The factual basis for the charge alleges that Sandra and Jesus Virula purchased a Jeep from Miller in July 2000. After experiencing problems with the Jeep, the Virulas brought it to Miller on November 8, 2000, for repair. During the repairs, the Virulas used a Toyota Camry that Miller had loaned them and continued to make payments on their loan for the Jeep. On November 8, 2000, the Prairie National Bank received a purchase agreement and loan application for the Toyota Camry, which listed the Jeep as a trade-in vehicle. Those documents were signed “Jesus Virula” and “Sandra Lee Jackson,” which was Virula’s previous name. When the Virulas were presented with copies of these documents, they confirmed that the signatures thereon were not theirs.

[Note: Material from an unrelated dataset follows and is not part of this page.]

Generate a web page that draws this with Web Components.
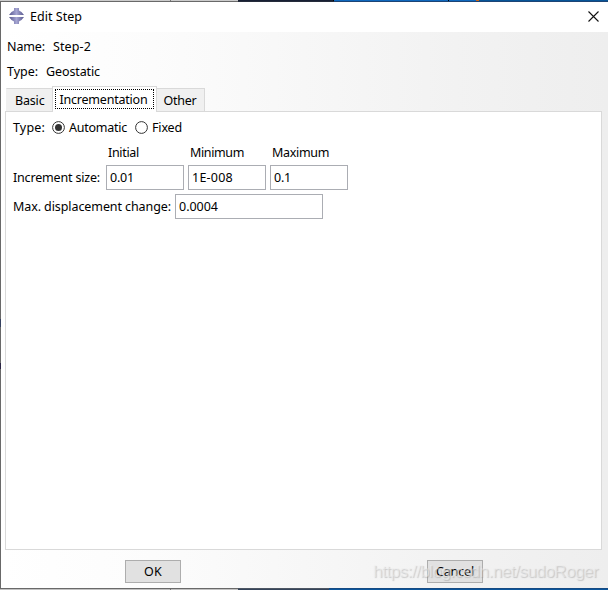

Virula requested restitution in the amount of $18,684, which is the total cost of the Jeep. On remand, the district court must determine the amount of any out-of-pocket loss Virula sustained and whether that loss, if any, was directly caused by the conduct for which Miller was convicted, namely, forgery of a purchase agreement for the Toyota Camry.
 Because we conclude that the district court erred in imposing joint-and-several liability on Miller for restitution to the other six individuals, we need not address Miller’s argument that the information supporting those restitution requests was insufficient.